Collected data:
=-=-=

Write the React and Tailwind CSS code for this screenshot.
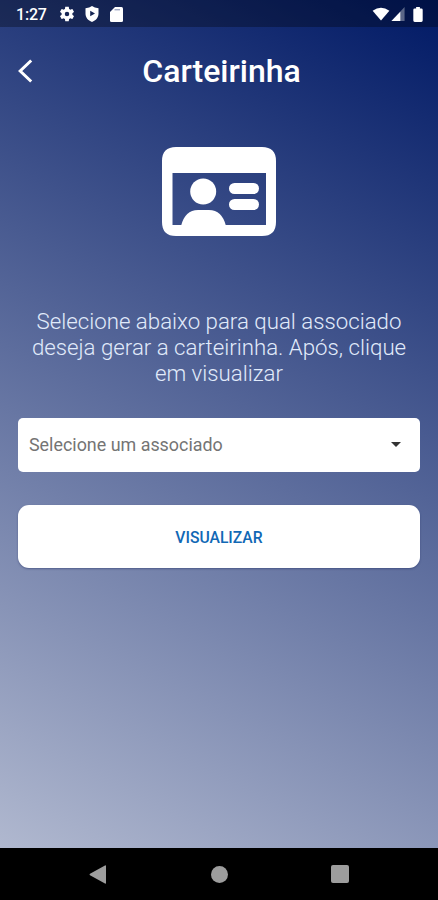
const Glyph = ({ className, box = "0 0 24 24", children }) => (
  <svg className={className} viewBox={box} fill="currentColor" aria-hidden="true">{children}</svg>
);

function StatusBar() {
  return (
    <div className="flex h-[27px] shrink-0 items-center bg-black/30 pt-px pl-[16px] pr-[15px] text-white">
      <span className="w-[42px] pt-px text-[16px] leading-none font-medium tracking-[-0.2px]">1:27</span>
      <Glyph className="size-[18px]">
        <path fillRule="evenodd" d="M19.14 12.94c.04-.3.06-.61.06-.94s-.02-.64-.07-.94l2.03-1.58c.18-.14.23-.41.12-.61l-1.92-3.32c-.12-.22-.37-.29-.59-.22l-2.39.96c-.5-.38-1.03-.7-1.62-.94l-.36-2.54c-.04-.24-.24-.41-.48-.41h-3.84c-.24 0-.43.17-.47.41l-.36 2.54c-.59.24-1.13.57-1.62.94l-2.39-.96c-.22-.08-.47 0-.59.22L2.74 8.87c-.12.21-.08.47.12.61l2.03 1.58c-.05.3-.09.63-.09.94s.02.64.07.94l-2.03 1.58c-.18.14-.23.41-.12.61l1.92 3.32c.12.22.37.29.59.22l2.39-.96c.5.38 1.03.7 1.62.94l.36 2.54c.05.24.24.41.48.41h3.84c.24 0 .44-.17.47-.41l.36-2.54c.59-.24 1.13-.56 1.62-.94l2.39.96c.22.08.47 0 .59-.22l1.92-3.32c.12-.22.07-.47-.12-.61zM12 15A3 3 0 1 1 12 9a3 3 0 0 1 0 6z" />
      </Glyph>
      <Glyph className="ml-[8px] h-[16px] w-[16px]" box="0 0 16 16">
        <path fillRule="evenodd" d="M8 0Q10.500 2 14.500 2.300V7.500C14.500 11.500 12 14.500 8 16 4 14.500 1.500 11.500 1.500 7.500V2.300Q5.500 2 8 0zM6.200 4.700v5.600l4.800-2.800z" />
      </Glyph>
      <Glyph className="ml-[10px] h-[15px] w-[13px]" box="0 0 13 15">
        <path d="M5 0h6.500Q13 0 13 1.500v12Q13 15 11.500 15h-10Q0 15 0 13.500V5z" />
        <path d="M4.500 2.800h5.500" stroke="#7d88ad" strokeWidth="1" />
      </Glyph>
      <Glyph className="ml-auto h-[14px] w-[18px]" box="0 0 19 15">
        <path d="M0.500 4Q9.500-2.500 18.500 4L9.500 14.500z" />
      </Glyph>
      <Glyph className="ml-[1px] h-[14px] w-[14px]" box="0 0 14 15">
        <path d="M14 0v15H0z" opacity=".35" />
        <path d="M9.500 5v10H0z" />
      </Glyph>
      <Glyph className="ml-[8px] h-[15px] w-[10px]" box="0 0 10 16">
        <path d="M3 0h4v1.500h1.500Q10 1.500 10 3v11.500q0 1.500-1.500 1.500h-7Q0 16 0 14.500V3Q0 1.500 1.500 1.500H3z" />
      </Glyph>
    </div>
  );
}

function Header() {
  return (
    <header className="grid h-[89px] shrink-0 grid-cols-[40px_1fr_40px] items-center text-white">
      <button aria-label="Voltar" className="flex pb-px pl-[18px]">
        <svg className="h-[24px] w-[16px]" viewBox="0 0 16 24" fill="none" stroke="currentColor" strokeWidth="3" aria-hidden="true">
          <path d="M13.200 1.500 2.200 12l11 10.500" />
        </svg>
      </button>
      <h1 className="pb-px pl-[5px] text-center text-[32px] leading-none font-medium">Carteirinha</h1>
    </header>
  );
}

function CardIcon() {
  return (
    <Glyph className="mx-auto h-[89px] w-[114px] text-white" box="0 0 114 89">
      <path fillRule="evenodd" d="M14 0h86q14 0 14 14v61q0 14-14 14H14Q0 89 0 75V14Q0 0 14 0zM10.500 26v52H104V26z" />
      <circle cx="41.200" cy="44.500" r="13" />
      <path d="M19 79Q23 63 36 63h11q13 0 17 16z" />
      <rect x="67" y="36" width="30" height="11" rx="5.500" />
      <rect x="67" y="52" width="30" height="11" rx="5.500" />
    </Glyph>
  );
}

export default function App() {
  return (
    <div className="flex h-[900px] w-[438px] flex-col overflow-hidden bg-black font-['Roboto','Liberation_Sans',sans-serif]">
      <div className="flex h-[848px] shrink-0 flex-col bg-[linear-gradient(207deg,#001965_0%,#b0b8cf_100%)]">
        <StatusBar />
        <Header />
        <main className="flex flex-col px-[18px] pt-[31px]">
          <CardIcon />
          <p className="mt-[73px] text-center text-[22.250px] leading-[25.800px] font-light whitespace-nowrap text-[#e1ebfb]">
            Selecione abaixo para qual associado<br />deseja gerar a carteirinha. Após, clique<br />em visualizar
          </p>
          <button className="mt-[31.600px] flex h-[54px] items-center justify-between rounded-[5px] bg-white pr-[19px] pl-[11px] text-[17.900px] text-[#747474]">
            <span className="pt-px">Selecione um associado</span>
            <Glyph className="h-[5px] w-[10px] text-[#333]" box="0 0 10 5"><path d="M0 0h10L5 5z" /></Glyph>
          </button>
          <button className="mt-[33px] h-[63px] rounded-[11px] bg-white pt-[2px] text-[15.700px] font-medium text-[#1168b5] shadow-[0_1px_2px_#26346780]">
            VISUALIZAR
          </button>
        </main>
      </div>
      <nav className="flex h-[52px] items-center justify-between px-[89px] text-[#9d9d9d]">
        <Glyph className="h-[19px] w-[18px]" box="0 0 18 19"><path d="M16 .500Q17 0 17 1v17q0 1-1 .500L1 10.300q-1-.8 0-1.600z" /></Glyph>
        <span className="size-[17px] rounded-full bg-current" />
        <span className="size-[18px] rounded-[2px] bg-current" />
      </nav>
    </div>
  );
}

=-=-=

Short exercise: Without the pictures, write out the whole listing above exactly as it appears.

Solved problem:
Write the React and Tailwind CSS code for this screenshot.
const Glyph = ({ className, box = "0 0 24 24", children }) => (
  <svg className={className} viewBox={box} fill="currentColor" aria-hidden="true">{children}</svg>
);

function StatusBar() {
  return (
    <div className="flex h-[27px] shrink-0 items-center bg-black/30 pt-px pl-[16px] pr-[15px] text-white">
      <span className="w-[42px] pt-px text-[16px] leading-none font-medium tracking-[-0.2px]">1:27</span>
      <Glyph className="size-[18px]">
        <path fillRule="evenodd" d="M19.14 12.94c.04-.3.06-.61.06-.94s-.02-.64-.07-.94l2.03-1.58c.18-.14.23-.41.12-.61l-1.92-3.32c-.12-.22-.37-.29-.59-.22l-2.39.96c-.5-.38-1.03-.7-1.62-.94l-.36-2.54c-.04-.24-.24-.41-.48-.41h-3.84c-.24 0-.43.17-.47.41l-.36 2.54c-.59.24-1.13.57-1.62.94l-2.39-.96c-.22-.08-.47 0-.59.22L2.74 8.87c-.12.21-.08.47.12.61l2.03 1.58c-.05.3-.09.63-.09.94s.02.64.07.94l-2.03 1.58c-.18.14-.23.41-.12.61l1.92 3.32c.12.22.37.29.59.22l2.39-.96c.5.38 1.03.7 1.62.94l.36 2.54c.05.24.24.41.48.41h3.84c.24 0 .44-.17.47-.41l.36-2.54c.59-.24 1.13-.56 1.62-.94l2.39.96c.22.08.47 0 .59-.22l1.92-3.32c.12-.22.07-.47-.12-.61zM12 15A3 3 0 1 1 12 9a3 3 0 0 1 0 6z" />
      </Glyph>
      <Glyph className="ml-[8px] h-[16px] w-[16px]" box="0 0 16 16">
        <path fillRule="evenodd" d="M8 0Q10.500 2 14.500 2.300V7.500C14.500 11.500 12 14.500 8 16 4 14.500 1.500 11.500 1.500 7.500V2.300Q5.500 2 8 0zM6.200 4.700v5.600l4.800-2.800z" />
      </Glyph>
      <Glyph className="ml-[10px] h-[15px] w-[13px]" box="0 0 13 15">
        <path d="M5 0h6.500Q13 0 13 1.500v12Q13 15 11.500 15h-10Q0 15 0 13.500V5z" />
        <path d="M4.500 2.800h5.500" stroke="#7d88ad" strokeWidth="1" />
      </Glyph>
      <Glyph className="ml-auto h-[14px] w-[18px]" box="0 0 19 15">
        <path d="M0.500 4Q9.500-2.500 18.500 4L9.500 14.500z" />
      </Glyph>
      <Glyph className="ml-[1px] h-[14px] w-[14px]" box="0 0 14 15">
        <path d="M14 0v15H0z" opacity=".35" />
        <path d="M9.500 5v10H0z" />
      </Glyph>
      <Glyph className="ml-[8px] h-[15px] w-[10px]" box="0 0 10 16">
        <path d="M3 0h4v1.500h1.500Q10 1.500 10 3v11.500q0 1.500-1.500 1.500h-7Q0 16 0 14.500V3Q0 1.500 1.500 1.500H3z" />
      </Glyph>
    </div>
  );
}

function Header() {
  return (
    <header className="grid h-[89px] shrink-0 grid-cols-[40px_1fr_40px] items-center text-white">
      <button aria-label="Voltar" className="flex pb-px pl-[18px]">
        <svg className="h-[24px] w-[16px]" viewBox="0 0 16 24" fill="none" stroke="currentColor" strokeWidth="3" aria-hidden="true">
          <path d="M13.200 1.500 2.200 12l11 10.500" />
        </svg>
      </button>
      <h1 className="pb-px pl-[5px] text-center text-[32px] leading-none font-medium">Carteirinha</h1>
    </header>
  );
}

function CardIcon() {
  return (
    <Glyph className="mx-auto h-[89px] w-[114px] text-white" box="0 0 114 89">
      <path fillRule="evenodd" d="M14 0h86q14 0 14 14v61q0 14-14 14H14Q0 89 0 75V14Q0 0 14 0zM10.500 26v52H104V26z" />
      <circle cx="41.200" cy="44.500" r="13" />
      <path d="M19 79Q23 63 36 63h11q13 0 17 16z" />
      <rect x="67" y="36" width="30" height="11" rx="5.500" />
      <rect x="67" y="52" width="30" height="11" rx="5.500" />
    </Glyph>
  );
}

export default function App() {
  return (
    <div className="flex h-[900px] w-[438px] flex-col overflow-hidden bg-black font-['Roboto','Liberation_Sans',sans-serif]">
      <div className="flex h-[848px] shrink-0 flex-col bg-[linear-gradient(207deg,#001965_0%,#b0b8cf_100%)]">
        <StatusBar />
        <Header />
        <main className="flex flex-col px-[18px] pt-[31px]">
          <CardIcon />
          <p className="mt-[73px] text-center text-[22.250px] leading-[25.800px] font-light whitespace-nowrap text-[#e1ebfb]">
            Selecione abaixo para qual associado<br />deseja gerar a carteirinha. Após, clique<br />em visualizar
          </p>
          <button className="mt-[31.600px] flex h-[54px] items-center justify-between rounded-[5px] bg-white pr-[19px] pl-[11px] text-[17.900px] text-[#747474]">
            <span className="pt-px">Selecione um associado</span>
            <Glyph className="h-[5px] w-[10px] text-[#333]" box="0 0 10 5"><path d="M0 0h10L5 5z" /></Glyph>
          </button>
          <button className="mt-[33px] h-[63px] rounded-[11px] bg-white pt-[2px] text-[15.700px] font-medium text-[#1168b5] shadow-[0_1px_2px_#26346780]">
            VISUALIZAR
          </button>
        </main>
      </div>
      <nav className="flex h-[52px] items-center justify-between px-[89px] text-[#9d9d9d]">
        <Glyph className="h-[19px] w-[18px]" box="0 0 18 19"><path d="M16 .500Q17 0 17 1v17q0 1-1 .500L1 10.300q-1-.8 0-1.600z" /></Glyph>
        <span className="size-[17px] rounded-full bg-current" />
        <span className="size-[18px] rounded-[2px] bg-current" />
      </nav>
    </div>
  );
}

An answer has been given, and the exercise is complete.